Understanding statistical hierarchical models

172 Views Asked by At

I was given the follwoing question with solution:

enter image description here

I however do not understand how they produced their answer.

First, what general formula was used to produced the value $p(y)=\int...d\lambda$?

Second, why is $\lambda$ the value of $y$ for the Gamma distribution section of the proposed formula?

In other words why is the Gamma section of the formula not: $$\frac{y^{\alpha-1}e^{-y/\beta}}{\beta^\alpha\Gamma(\alpha)}$$

1

There are 1 best solutions below

3
On BEST ANSWER

Let's work with a simpler example to help you understand what is going on.

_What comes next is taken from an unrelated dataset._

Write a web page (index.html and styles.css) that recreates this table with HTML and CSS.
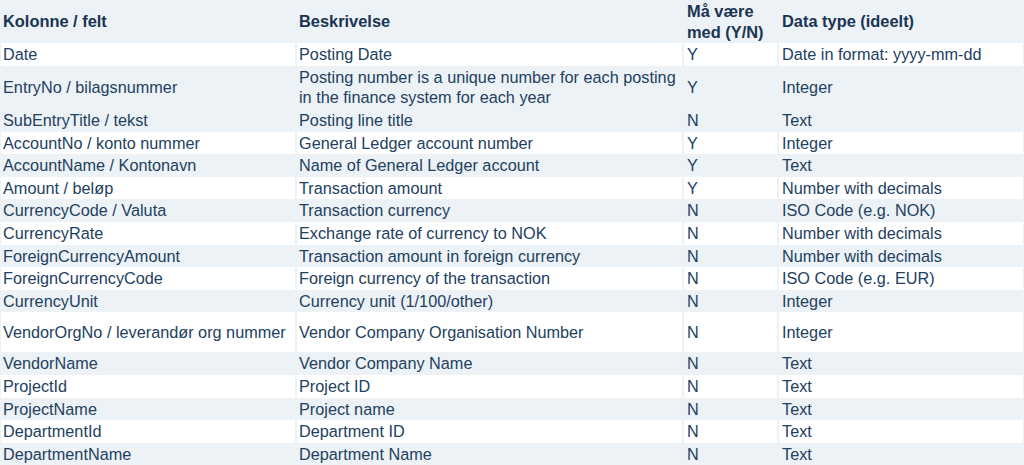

Suppose we have the following distribution:

$$\begin{align*} \Pr[X = 1 \mid \theta] &= \theta \\ \Pr[X = 0 \mid \theta] &= 1-\theta. \end{align*}$$

That is to say, $X \mid \theta \sim \operatorname{Bernoulli}(\theta)$, or $X$ conditioned on $\theta$ is a Bernoulli random variable with parameter $\theta$. Now, suppose $\theta$ is itself a random variable, such that

$$\begin{align*}\Pr[\theta = 1/4] &= 1/6 \\ \Pr[\theta = 1/2] &= 1/3 \\ \Pr[\theta = 3/4] &= 1/2. \end{align*}$$

Then, what is the unconditional or marginal distribution of $X$? If we think carefully for a moment, we can reason that $X$ is also Bernoulli--after all, it still can only take on the values $0$ or $1$. But we should not expect that the parameter is $\theta$; after all, it should be a specific fixed number. It certainly cannot be a function of $\theta$. In fact, we can compute as follows, using the law of total probability: $$\begin{align*} \Pr[X = 1] &= \Pr[X = 1 \mid \theta = 1/4]\Pr[\theta = 1/4] + \Pr[X = 1 \mid \theta = 1/2]\Pr[\theta = 1/2] \\ & \quad + \Pr[X = 1 \mid \theta = 3/4]\Pr[\theta = 3/4] \\ &= \frac{1}{4} \cdot \frac{1}{6} + \frac{1}{2} \cdot \frac{1}{3} + \frac{3}{4} \cdot \frac{1}{2} \\ &= \frac{7}{12}.\end{align*}$$ I leave it as an exercise for you to show that $\Pr[X = 0] = 5/12$, thus completely characterizing the unconditional distribution of $X$ as Bernoulli.

What did we do here? On the one hand, we simply applied the law of total probability. But what we were really doing in a sense was computing a marginal probability based on a joint distribution of $X$ and $\theta$; namely, $$\Pr[X = x] = \sum_{t \in S} \Pr[(X = x) \cap (\theta = t)],$$ where $S$ is the support of the random variable $\theta$, and in the process, rewrote the joint mass function as a conditional probability; e.g., $\Pr[A \cap B] = \Pr[A \mid B]\Pr[B]$. In the continuous case, the sum becomes an integral and the mass functions become densities: $$f_X(x) = \int_{t \in S} f_{X \mid \theta}(x \mid \theta) f_{\theta}(t) \, dt.$$

Note how the sum becomes an integral if $\theta$ is continuous, but the result could remain a mass function if $X \mid \theta$ is discrete: for example, if $X \mid \theta \sim \operatorname{Bernoulli}(\theta)$ as above, but now $\theta \sim \operatorname{Beta}(a,b)$, now you have to compute $$\Pr[X = 1] = \int_{t = 0}^1 \Pr[X = 1 \mid \theta = t] f_\theta(t) \, dt,$$ where $$f_\theta(t) = \frac{\Gamma(a+b)}{\Gamma(a)\Gamma(b)} t^{a-1} (1-t)^{b-1}, \quad 0 < t < 1$$ is the beta density. I leave it to you to compute this result.

So, this is what is happening in your hierarchical model: it is the application of the formula $$\Pr[Y = y] = \int_{\lambda = 0}^\infty Pr[Y = y \mid \Lambda = \lambda] f_\Lambda(\lambda) \, d\lambda,$$ where $$Y \mid \Lambda \sim \operatorname{Poisson}(\Lambda), \quad \Lambda \sim \operatorname{Gamma}(\alpha,\beta).$$ I have modified the notation slightly so as to make it clearer when we are using $\lambda$ as a variable of integration, versus $\Lambda$ as a random variable.